У той поэтессы судьба литературная сложилась не очень
успешно, времена-то были к поэзии не благосклонные, и жизнь — не очень складно,
насколько мне известно.
В фейсбуке у меня с ней 36 общих френдов.
История
четвертая. «Разделяя свет и тень»
Е. Скляревскому
Ты плел арыки и каналы,
И, разделяя свет и тень,
По берегам сажал чинары,
Менял рубашки каждый день.
Неужто в книгах не дознался?
Неужто дураки — друзья?
Неужто сам не догадался?
Пустыню напоить нельзя.
Верблюжью увидав колючку
На клумбе, в сквере, Боже мой,
Ты плачешь стыдно и горюче,
Ты, старый, глупый и больной.
1993
1.
Десять лет — между окончанием института и моим отъездом
из Ташкента — мы с ним проработали бок о бок. А до
этого еще шесть лет были однокурсниками. То есть 16 лет виделись почти
ежедневно. Мы не были друзьями, но у нас была общая жизнь, мы собирали один и
тот же хлопок, одни и те же замдеканы и завотделами нас гнобили. Наедине
я его называл институтским прозвищем — Худик, на
людях — по имени-отчеству. За эти годы в жизни каждого из нас происходили
разные события, радостные и горестные.
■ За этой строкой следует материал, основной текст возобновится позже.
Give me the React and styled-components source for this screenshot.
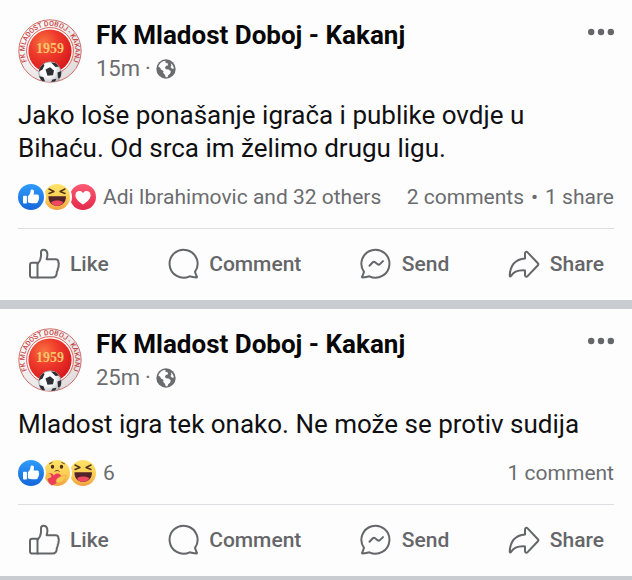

Я видел его и в свадебном, шитом золотом
чапане, и — в простом, бекасамовом,
в котором стоят на поминках.
По нему я складывал представление о среднем узбекском
своем ровеснике, о его стремлениях, вкусах, пристрастиях. Потому, что друг мой,
Шукурыч, источником такой информации быть не мог: слишком
ярок, талантлив и остроумен. От Худика я услышал
фразу:
— Женился, золотые зубы поставил, на категорию сдал.
Можно передохнуть.
Много о чем мы переговорили за эти годы, многое обсудили.
Поэтому, когда Худик увидел у меня на столе листок,
отпечатанный на машинке, остановился, прочитал и спросил:
— Это как-то связано с открытием памятника Амиру Тимуру на Сквере?
2.
Написав стишок, я понял, что его нужно посвятить
кому-нибудь из старших друзей, тех на чью зрелость пришелся разлом времен, не
оставляя много шансов перескочить на другую льдину. Но посвящать такие тексты
следует только с согласия. Там еще последние строки — аллюзия самойловского «горла в ангине». Можно нешуточно обидеть.
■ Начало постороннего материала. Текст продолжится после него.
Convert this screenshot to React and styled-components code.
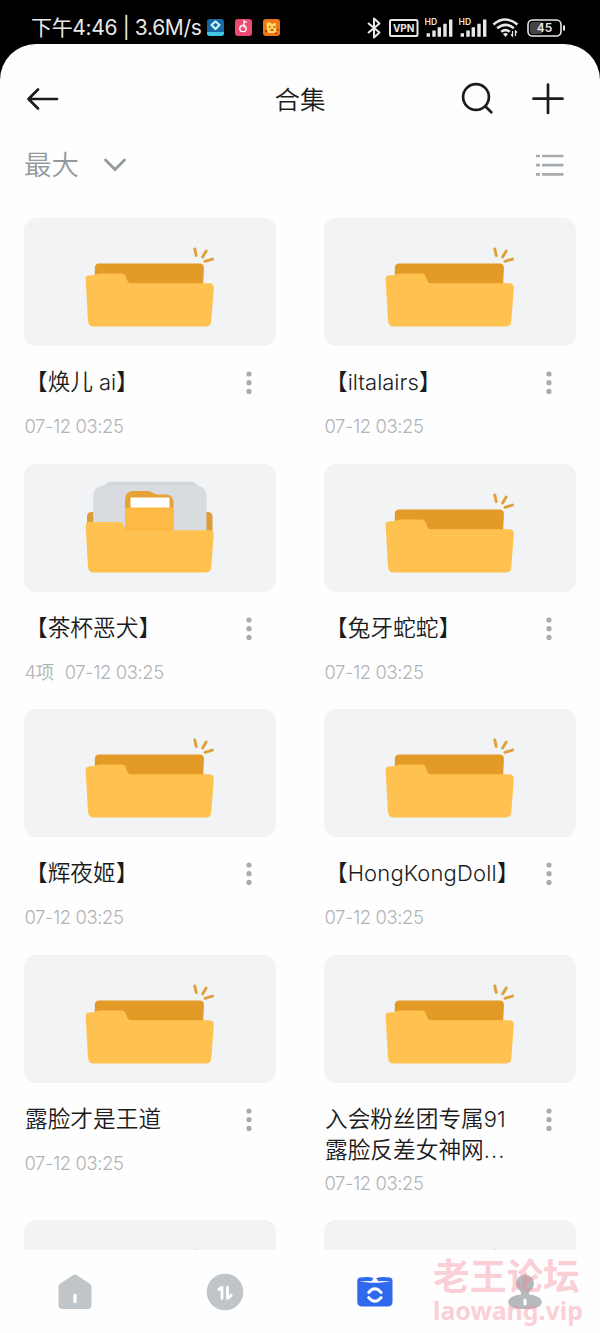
import React from "react";
import styled, { createGlobalStyle } from "styled-components";

const GlobalStyle = createGlobalStyle`
  * {
    box-sizing: border-box;
  }
  body {
    margin: 0;
    background-color: #000;
    font-family: Inter, "Noto Sans CJK SC", sans-serif;
  }
  svg {
    display: block;
  }
`;

// CSS
const Screen = styled.div`
  position: relative;
  display: flex;
  flex-direction: column;
  width: 600px;
  height: 1333px;
  overflow: hidden;
  background-color: #000;
`;

const StatusBlock = styled.div`
  flex: none;
  display: flex;
  align-items: center;
  height: 44px;
  padding: 11px 34px 0 31px;
  color: #e8e8e8;
`;

const StatusText = styled.span`
  width: 175px;
  padding-bottom: 3px;
  font-size: 21px;
  letter-spacing: -0.35px;
  white-space: nowrap;
`;

const AppIcons = styled.div`
  display: flex;
  gap: 9px;
  flex: 1;
`;

const SystemIcons = styled.div`
  display: flex;
  align-items: center;
`;

const Sheet = styled.div`
  flex: 1;
  min-height: 0;
  display: flex;
  flex-direction: column;
  background-color: #fefefe;
  border-radius: 36px 36px 0 0;
`;

const HeaderBlock = styled.div`
  flex: none;
  display: grid;
  grid-template-columns: 1fr auto 1fr;
  align-items: center;
  height: 110px;
  padding: 0 35px 0 26px;
`;

const HeaderTitle = styled.h1`
  margin: 0;
  padding: 0 0 4px 9px;
  font-size: 25.5px;
  font-weight: 350;
  color: #1c1c1c;
`;

const HeaderActions = styled.div`
  display: flex;
  justify-content: flex-end;
  gap: 36px;
`;

const SortBlock = styled.div`
  flex: none;
  display: flex;
  align-items: center;
  justify-content: space-between;
  height: 22px;
  padding: 0 35px 0 24px;
  color: #929a9e;
`;

const SortLabel = styled.div`
  display: flex;
  align-items: center;
  gap: 23px;
  font-size: 27.5px;
  font-weight: 350;
  line-height: 22px;
`;

const FolderGrid = styled.div`
  flex: 1;
  min-height: 0;
  overflow: hidden;
  display: grid;
  grid-template-columns: 252px 252px;
  column-gap: 48px;
  row-gap: 26.5px;
  align-content: start;
  padding: 42.4px 24px 0;
`;

const Thumb = styled.div`
  height: 128px;
  margin-bottom: 20px;
  border-radius: 12px;
  background-color: #f1f3f4;
  overflow: hidden;
`;

const TitleRow = styled.div`
  display: flex;
  justify-content: space-between;
  min-height: 42px;
  padding: 0 24.5px 0 1px;
`;

const Title = styled.div`
  font-size: 22.7px;
  font-weight: 350;
  line-height: 31px;
  color: #1b1b1b;
  white-space: pre;
`;

const Latin = styled.span`
  font-size: 22px;
  line-height: 1;
  letter-spacing: ${(props) => props.$spacing || 0}px;
`;

const Meta = styled.div`
  display: flex;
  gap: 11px;
  margin-top: 7px;
  padding-left: 0.5px;
  font-size: 18.4px;
  font-weight: 350;
  line-height: 22px;
  letter-spacing: -0.38px;
  color: #b1b3b6;
  white-space: nowrap;
`;

const TabBar = styled.div`
  flex: none;
  display: grid;
  grid-template-columns: repeat(4, 1fr);
  justify-items: center;
  height: 83px;
  padding-top: 22px;
  background-color: #fefefe;
`;

const Watermark = styled.div`
  position: absolute;
  left: 433px;
  top: 1255px;
  font-weight: 700;
  color: rgba(245, 130, 145, 0.4);
  white-space: nowrap;
`;

const WatermarkName = styled.div`
  font-family: "Noto Sans CJK SC", sans-serif;
  font-size: 36.7px;
  line-height: 38px;
`;

const WatermarkSite = styled.div`
  font-family: "Noto Sans", sans-serif;
  font-size: 24.9px;
  line-height: 34px;
`;

// 空文件夹
const EmptyFolder = () => (
  <svg width="251" height="128" viewBox="0 0 251 128">
    <path d="M70.8 70V50q0-4.500 4.500-4.500H175.500q4.500 0 4.400 4.500L179 70Z" fill="#e39a27" />
    <path
      d="M61.600 61q-.1-3.500 3.400-3.600L71 57q2-1.500 5-1.500H98q2.700 0 3.600 2.500l1.600 4.500q1 2.700 3.600 2.700H185q5 0 4.800 5L187.300 103q-.4 5.500-5.500 5.500H69.500q-5 0-5.500-5.500Z"
      fill="#ffc250"
    />
    <g stroke="#dfa03c" strokeWidth="2.900" strokeLinecap="round">
      <path d="M170.800 31l1.400 6.500M182.200 33l-3.600 6M181 43.300l7.500-2.200" />
    </g>
  </svg>
);

// 有内容的文件夹
const FilledFolder = () => (
  <svg width="251" height="128" viewBox="0 0 251 128">
    <path d="M63 70V53q0-5 5-5H183.500q5 0 5 5V70Z" fill="#dd9d36" />
    <path d="M79 24q3-6.300 9-6.300H166q6 0 9 6.300Z" fill="#d2d5da" />
    <path d="M69.200 70V33q0-11.500 11.500-11.500H171q11.500 0 11.500 11.500V70Z" fill="#d8dbe0" />
    <path d="M101 66V36q0-9 9-9h13c5 0 6 3.400 11 3.400h7q8.500 0 8.500 8V66Z" fill="#e6a236" />
    <path d="M106.500 33.500h39v11h-39Z" fill="#fff" />
    <path
      d="M61.600 62q0-4 4-4H96q2 0 3 2l2 4q1 2.300 3.600 2.300H186q3.800 0 3.700 4L187.300 103q-.4 5.500-5.500 5.500H69.500q-5 0-5.500-5.500Z"
      fill="#ffc250"
    />
    <path d="M101 43.500h48.500V67H101Z" fill="#ffba45" />
  </svg>
);

const MoreDots = () => (
  <svg width="6" height="33" viewBox="0 0 6 33" fill="#a9abad">
    <circle cx="3" cy="8" r="2.600" />
    <circle cx="3" cy="16.700" r="2.600" />
    <circle cx="3" cy="25.400" r="2.600" />
  </svg>
);

const Signal = () => (
  <svg width="33.500" height="20" viewBox="0 0 33.500 20">
    <text x="-0.500" y="7.300" fontSize="8.600" fontWeight="600" fill="#e8e8e8">
      HD
    </text>
    <path
      d="M3.300 15.200v3.600M9 12.500v6.300M14.300 9.200v9.600M20 5.800v13M25.700 1.500v17.300"
      stroke="#e8e8e8"
      strokeWidth="3.400"
      strokeLinecap="butt"
    />
  </svg>
);

const StatusBar = () => (
  <StatusBlock>
    <StatusText>下午4:46 | 3.6M/s</StatusText>
    <AppIcons>
      <svg width="19" height="19" viewBox="0 0 19 19">
        <rect x="1" y="1" width="17" height="17" rx="3" fill="#1769a5" />
        <path d="M1 14h17v1q0 3-3 3H4q-3 0-3-3Z" fill="#43c8e4" />
        <path d="M9.500 3.500l4 3.500-4 4-4-4Z" fill="none" stroke="#c9f2fa" strokeWidth="2.200" strokeLinejoin="round" />
      </svg>
      <svg width="19" height="19" viewBox="0 0 19 19">
        <rect x="1" y="1" width="17" height="17" rx="3" fill="#ec4a70" />
        <circle cx="9" cy="10.500" r="3.200" fill="none" stroke="#fff" strokeWidth="1.300" />
        <path d="M10 10V3l3 1.500" fill="none" stroke="#fff" strokeWidth="1.300" />
      </svg>
      <svg width="19" height="19" viewBox="0 0 19 19">
        <rect x="1" y="1" width="17" height="17" rx="3" fill="#ee7518" />
        <path d="M4.500 5l3-1 2.500 2 4-1.500-.5 4.500 1 4.500-3 1.500H6.500L5 12Z" fill="#ffd75a" />
        <path d="M7 9h1.500M11.500 9H13M8.500 12h3" stroke="#a63d10" strokeWidth="1.300" />
        <path d="M3 13h2M15 12h1.500M13.500 15.500h1.500" stroke="#8a2f0c" strokeWidth="1.500" />
      </svg>
    </AppIcons>
    <SystemIcons>
      <svg width="22" height="22" viewBox="0 0 22 22">
        <path d="M1 6l11.500 9.500-5.500 5V1.500l5.500 5L1 16" fill="none" stroke="#e8e8e8" strokeWidth="2" strokeLinejoin="round" />
      </svg>
      <svg width="36" height="20" viewBox="0 0 36 20">
        <rect x="1" y="2" width="27.500" height="16" rx="1.500" fill="none" stroke="#e8e8e8" strokeWidth="2" />
        <text x="14.700" y="13.700" fontSize="10" fontWeight="700" textAnchor="middle" fill="#e8e8e8">
          VPN
        </text>
      </svg>
      <Signal />
      <Signal />
      <svg width="35" height="22" viewBox="0 0 35 22">
        <g fill="none" stroke="#e8e8e8" strokeWidth="2.600">
          <path d="M1.500 7.500q11.500-10 24 0M5.200 11.300q8.300-7 16.600 0M9.200 14.800q4.300-3.500 8.600 0" />
        </g>
        <path d="M11 17q2.500-2 5 0l-2.500 3Z" fill="#e8e8e8" />
        <path d="M20.500 14v5l-1.500-1.500M23.500 19v-5l1.500 1.500" fill="none" stroke="#e8e8e8" strokeWidth="1.300" />
      </svg>
      <svg width="39" height="20" viewBox="0 0 39 20">
        <rect x="3" y="4" width="13" height="12" rx="3" fill="#444" />
        <rect x="1" y="2" width="33" height="16" rx="4.500" fill="none" stroke="#e8e8e8" strokeWidth="1.600" />
        <path d="M37 7.500v5" stroke="#e8e8e8" strokeWidth="2" />
        <text x="17.500" y="14.300" fontSize="12" fontWeight="600" textAnchor="middle" fill="#e8e8e8">
          45
        </text>
      </svg>
    </SystemIcons>
  </StatusBlock>
);

const Header = () => (
  <HeaderBlock>
    <svg width="34" height="24" viewBox="0 0 34 24">
      <path d="M12 2.500L2.500 12 12 21.500M3 12H31" fill="none" stroke="#1c1c1c" strokeWidth="2.700" strokeLinecap="round" strokeLinejoin="round" />
    </svg>
    <HeaderTitle>合集</HeaderTitle>
    <HeaderActions>
      <svg width="34" height="34" viewBox="0 0 34 34">
        <circle cx="15" cy="15" r="12.900" fill="none" stroke="#1c1c1c" strokeWidth="2.700" />
        <path d="M24.500 24.500l5.800 5.800" stroke="#1c1c1c" strokeWidth="2.700" strokeLinecap="round" />
      </svg>
      <svg width="34" height="34" viewBox="0 0 34 34">
        <path d="M17 2.500v28.500M2.500 16.700H31.500" stroke="#1c1c1c" strokeWidth="2.700" strokeLinecap="round" />
      </svg>
    </HeaderActions>
  </HeaderBlock>
);

const SortBar = () => (
  <SortBlock>
    <SortLabel>
      最大
      <svg width="24" height="16" viewBox="0 0 24 16">
        <path d="M3.500 3l9.500 9.500L22.500 3" fill="none" stroke="#929a9e" strokeWidth="2.700" strokeLinecap="round" />
      </svg>
    </SortLabel>
    <svg width="30" height="24" viewBox="0 0 30 24">
      <path d="M1 3h4M7 3h21.500M1 12.200h4M7 12.200h21.500M1 21.300h4M7 21.300h21.500" stroke="#a5abaf" strokeWidth="2.700" />
    </svg>
  </SortBlock>
);

const DATE = "07-12 03:25";

const folders = [
  { id: 1, title: <>【焕儿<Latin $spacing={-0.2}> ai</Latin>】</> },
  { id: 2, title: <>【<Latin>iltalairs</Latin>】</> },
  { id: 3, title: "【茶杯恶犬】", count: "4项" },
  { id: 4, title: "【兔牙蛇蛇】" },
  { id: 5, title: "【辉夜姬】" },
  { id: 6, title: <>【<Latin $spacing={0.15}>HongKongDoll</Latin>】</> },
  { id: 7, title: "露脸才是王道" },
  { id: 8, title: <>入会粉丝团专属<Latin>91</Latin>{"\n"}露脸反差女神网<Latin $spacing={1}>...</Latin></> },
];

const FolderCard = ({ folder }) => (
  <div>
    <Thumb>{folder.count ? <FilledFolder /> : <EmptyFolder />}</Thumb>
    <TitleRow>
      <Title>{folder.title}</Title>
      <MoreDots />
    </TitleRow>
    <Meta>
      {folder.count && <span>{folder.count}</span>}
      <span>{DATE}</span>
    </Meta>
  </div>
);

const BottomTabs = () => (
  <TabBar>
    <svg width="40" height="40" viewBox="0 0 40 40">
      <path d="M18 3.200q2-1.300 4 0L34.500 11.500q2 1.300 2 3.500V33q0 4-4 4H7.500q-4 0-4-4V15q0-2.200 2-3.500Z" fill="#bfc5c8" />
      <path d="M20 23.500v6" stroke="#fff" strokeWidth="3.300" strokeLinecap="round" />
    </svg>
    <svg width="40" height="40" viewBox="0 0 40 40">
      <circle cx="20" cy="20" r="18.300" fill="#bfc5c8" />
      <path d="M13.800 17.500l3.200-2.300V26.500M22.500 15.200V26.300l3.700-3" fill="none" stroke="#fff" strokeWidth="2.800" strokeLinecap="round" strokeLinejoin="round" />
    </svg>
    <svg width="40" height="40" viewBox="0 0 40 40">
      <path d="M2.300 9q0-3.200 3-3.500Q13 4.200 18.500 6h3Q27 4.200 34.500 5.500q3 .3 3 3.500V29.500q0 5-5 5H7.300q-5 0-5-5Z" fill="#2f69ee" />
      <path d="M4 10Q11 8.600 16.500 9.200L19.900 4l3.400 5.200Q29 8.600 36 10 29 9.600 24 10.700H15.800Q11 9.600 4 10Z" fill="#fff" />
      <path d="M13.600 20.500q6.300-7.500 12.600 0M13.600 25.500q6.300 7.500 12.600 0" fill="none" stroke="#fff" strokeWidth="2.800" strokeLinecap="round" />
    </svg>
    <svg width="40" height="40" viewBox="0 0 40 40">
      <circle cx="20" cy="11.500" r="9" fill="#b4babd" />
      <path d="M13 16h14q-3.500 3.500-3 6.500 12.800 1.500 12.800 7.500 0 7-16.800 7T3.200 30q0-6 12.800-7.500.5-3-3-6.500Z" fill="#b4babd" />
      <path d="M20 28v4" stroke="#fff" strokeWidth="3" strokeLinecap="round" />
    </svg>
  </TabBar>
);

const App = () => {
  return (
    <>
      <GlobalStyle />
      <Screen>
        <StatusBar />
        <Sheet>
          <Header />
          <SortBar />
          <FolderGrid>
            {folders.map((folder) => (
              <FolderCard key={folder.id} folder={folder} />
            ))}
            <Thumb>
              <EmptyFolder />
            </Thumb>
            <Thumb>
              <EmptyFolder />
            </Thumb>
          </FolderGrid>
          <BottomTabs />
        </Sheet>
        <Watermark>
          <WatermarkName>老王论坛</WatermarkName>
          <WatermarkSite>laowang.vip</WatermarkSite>
        </Watermark>
      </Screen>
    </>
  );
};

export default App;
Мой учитель хирургический, профессор Альберт Ервандович Аталиев, блестящий,
атакующий, не раз как бы в шутку говорил, мол, посвятил бы ты мне
стихотворение. Он выслушал и сказал:
— Не надо.
Тогда я спросил Файнберга,
поэта. Тогда еще не народного поэта Узбекистана. Он быстро и резко ответил:
— Киплингу посвяти.
Прошло без малого двадцать лет, и посвящение согласился
принять Женя Скляревский, создатель сайта «Письма о
Ташкенте». Он тратит огромные усилия, чтобы соединить несоединимое, свести
воедино две льдины, все дальше отплывающие друг от друга.